La soledad no sólo no fue un problema, sino que no fue tal, y Diego recuerda el lema que lo acompañó durante todo el trayecto: “free and solo, but never alone”- libre y solo, pero nunca en soledad.
“Lo que más me sorprendió de este viaje fue la gente, la generosidad: me ofrecieron casas para dormir, comida, ayuda con la moto cuando se rompió, y hasta un grupo de motoqueros me acompañó a la entrada del Amazonas, cuando ya se había corrido la bola de mi viaje. La bondad y la generosidad de la gente en la ruta es algo de lo que hay que aprender. Todos desconocidos con una generosidad increíble durante todo el viaje desde Argentina hasta Alaska”, destaca cuando se le pregunta sobre las cosas que más lo marcaron.
La última etapa fue la que lo llevó desde Los Ángeles- donde se sumó su hermano, Mariano, quien hizo el recorrido a la par- hasta Alaska.
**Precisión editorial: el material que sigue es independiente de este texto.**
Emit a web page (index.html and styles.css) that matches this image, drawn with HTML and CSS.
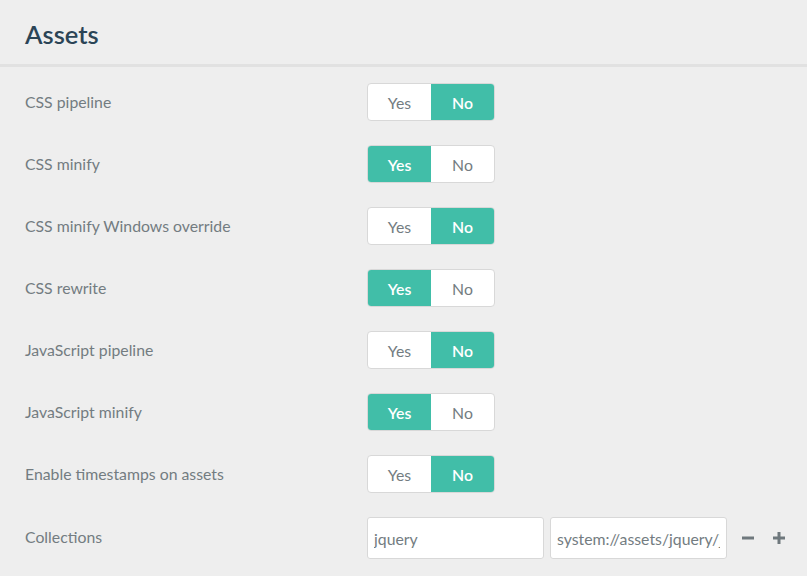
FILE: index.html
```html
<!DOCTYPE html>
<html>
<head>
<meta charset="utf-8">
<link rel="stylesheet" href="styles.css">
</head>
<body>
<header class="header"><h1 class="title">Assets</h1></header>
<div class="form">
  <div class="row"><div class="label">CSS pipeline</div><div class="toggle"><span class="opt">Yes</span><span class="opt on">No</span></div></div>
  <div class="row"><div class="label">CSS minify</div><div class="toggle"><span class="opt on">Yes</span><span class="opt">No</span></div></div>
  <div class="row"><div class="label">CSS minify Windows override</div><div class="toggle"><span class="opt">Yes</span><span class="opt on">No</span></div></div>
  <div class="row"><div class="label">CSS rewrite</div><div class="toggle"><span class="opt on">Yes</span><span class="opt">No</span></div></div>
  <div class="row"><div class="label">JavaScript pipeline</div><div class="toggle"><span class="opt">Yes</span><span class="opt on">No</span></div></div>
  <div class="row"><div class="label">JavaScript minify</div><div class="toggle"><span class="opt on">Yes</span><span class="opt">No</span></div></div>
  <div class="row"><div class="label">Enable timestamps on assets</div><div class="toggle"><span class="opt">Yes</span><span class="opt on">No</span></div></div>
  <div class="row row-coll"><div class="label">Collections</div>
    <div class="coll">
      <input class="input" type="text" value="jquery" readonly>
      <input class="input" type="text" value="system://assets/jquery/jquery-2.x.min.js" readonly>
      <svg class="icon" width="14" height="14" viewBox="0 0 14 14"><rect x="1" y="5.5" width="12" height="3" fill="#6f787d"/></svg>
      <svg class="icon" width="14" height="14" viewBox="0 0 14 14"><rect x="1" y="5.5" width="12" height="3" fill="#6f787d"/><rect x="5.5" y="1" width="3" height="12" fill="#6f787d"/></svg>
    </div>
  </div>
</div>
</body>
</html>
```
FILE: styles.css
```css
html, body {
  margin: 0;
  padding: 0;
  background: #eeeeee;
  font-family: Lato, "Open Sans", sans-serif;
  color: #737c81;
}
.header {
  height: 64px;
  border-bottom: 3px solid #e1e1e1;
  box-sizing: content-box;
  display: flex;
  align-items: center;
  padding-left: 25px;
}
.title {
  margin: 0;
  font-size: 25.5px;
  font-weight: 600;
  color: #2b4456;
  padding-top: 4px;
}
.form {
  padding: 16px 0 0 25px;
  display: flex;
  flex-direction: column;
  gap: 24px;
}
.row {
  display: flex;
  align-items: center;
  height: 38px;
}
.row-coll {
  height: 42px;
}
.label {
  width: 342px;
  font-size: 15.8px;
  flex-shrink: 0;
  padding-bottom: 1px;
}
.row-coll .label {
  padding-bottom: 4px;
}
.toggle {
  display: flex;
  width: 128px;
  height: 38px;
  box-sizing: border-box;
  border: 1px solid #d8d8d8;
  border-radius: 4px;
  background: #fff;
  overflow: hidden;
}
.opt {
  flex: 1;
  display: flex;
  align-items: center;
  justify-content: center;
  font-size: 15.8px;
  color: #737c81;
}
.opt.on {
  background: #41bea8;
  color: #fff;
  font-weight: 600;
}
.coll {
  display: flex;
  align-items: center;
  gap: 6px;
}
.input {
  width: 177px;
  height: 42px;
  box-sizing: border-box;
  margin: 0;
  border: 1px solid #d8d8d8;
  border-radius: 3px;
  background: #fff;
  font-family: Lato, "Open Sans", sans-serif;
  font-size: 15.8px;
  color: #737c81;
  padding: 0 6px;
  outline: none;
}
.icon {
  display: block;
}
.coll .input + .input + .icon {
  margin-left: 8px;
}
.coll .icon + .icon {
  margin-left: 11px;
}
```
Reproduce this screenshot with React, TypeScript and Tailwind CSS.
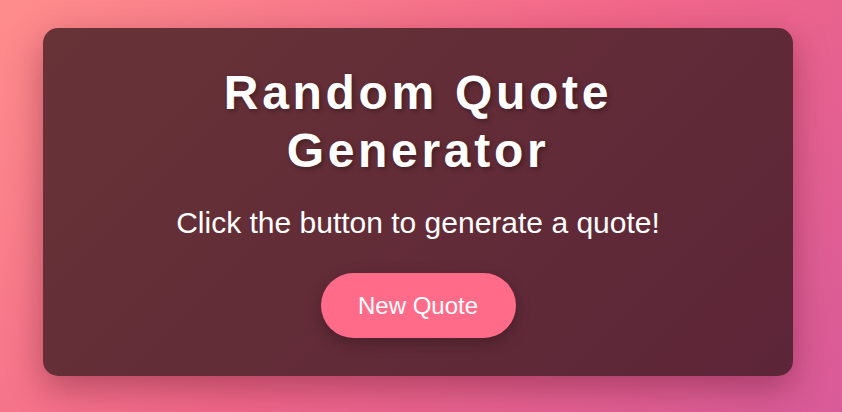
import React, { useState } from 'react';

const quotes = [
  'The best way to get started is to quit talking and begin doing.',
  'Stay hungry, stay foolish.',
  'Simplicity is the ultimate sophistication.',
];

export default function App() {
  const [quote, setQuote] = useState<string | null>(null);

  const nextQuote = () => {
    setQuote(quotes[Math.floor(Math.random() * quotes.length)]);
  };

  return (
    <div className="min-h-screen w-full flex items-center justify-center pr-[6px] pb-[8px] bg-[linear-gradient(135deg,#ff8d8c_0%,#f2678a_50%,#d85a98_100%)] font-['Liberation_Sans',Arial,sans-serif]">
      <div className="w-[750px] rounded-[15px] bg-[linear-gradient(135deg,#683337_0%,#5d2538_100%)] shadow-[0_12px_35px_rgba(60,0,20,0.35)] pt-[36px] pb-[38px] flex flex-col items-center text-white text-center">
        <h1 className="w-[640px] text-[48px] leading-[1.2] font-bold tracking-[3.7px] [text-shadow:2px_2px_5px_rgba(0,0,0,0.35)]">
          Random Quote Generator
        </h1>
        <p className="mt-[27px] text-[30px] leading-[normal]">
          {quote ?? 'Click the button to generate a quote!'}
        </p>
        <button
          onClick={nextQuote}
          className="mt-[33px] w-[195px] h-[65px] rounded-full bg-[#ff6b89] text-[24px] leading-[normal] text-white shadow-[0_5px_15px_rgba(0,0,0,0.25)] cursor-pointer"
        >
          New Quote
        </button>
      </div>
    </div>
  );
}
Recorrió 8834 kilómetros entre el 21 de mayo y el 20 de junio de este año. En busca del cartel de fin de ruta se dio el lujo de entrar al Círculo Polar Ártico y llegar al borde del continente con el Polo Norte. “Cuando llegamos al cartel de Alaska me puse a llorar como un nene, porque me saqué una mochila enorme de miedos, de muchas cosas, haber logrado eso era un logro muy compartido con la familia”, dice.
Cuenta que manejaba un promedio de seis o siete horas por día y hacía aproximadamente 400 kilómetros, dependiendo de factores como el clima, el estado de las rutas, etcétera.
Habla también de los riesgos, y dice que al encarar el viaje aceptó las reglas y entendió que cualquier cosa podía sacarlo del juego, pero no se considera un inconsciente ni un temerario, por lo que se dedicó a prepararse con mucho cuidado, y hasta hizo cursos de mecánica ligera antes de salir.
“Sé que un sueño se termina en segundos y una vida también, entonces fui muy preparado. Una vez, por quedarme mirando algo que me gustó, me llevé un tronco por delante y me caí. Me levanté súper enojado conmigo mismo, pero aprendí. El viaje te lleva a un estado de introspección importante, te enseña humildad y que no somos nada. Con todo lo groso que puedas creerte que sos, una piedra te puede sacar del camino”, dice, y agrega que en un viaje así se pasa mucho tiempo pensando: “Si uno no arranca el viaje equilibrado, con las deudas emocionales saldadas, vas medio perdido. Adentro del casco sos una máquina de arreglar el mundo, pensás, pensás. Si no estás bien, tranquilo, dispuesto a pedir permiso, a agradecer, no llegás a ningún lado. Yo llegué balanceado, arreglé mi mundo, digamos”.
Todavía conmovido por la aventura, habla de la importancia de recordar siempre aquello que nos motiva: “Uno tiene que tratar de tener muchas historias para contar. Uno no está acá para trabajar, el trabajo está para conseguir los medios para ser feliz, para que la familia esté bien, para conocer, el mundo, que es enorme y para aprender. Los sueños hay que cumplirlos, no hay que olvidarse de por qué estamos acá. A pesar del paso del tiempo, yo nunca me olvidé de dónde vengo y de los sueños que tengo”, concluye.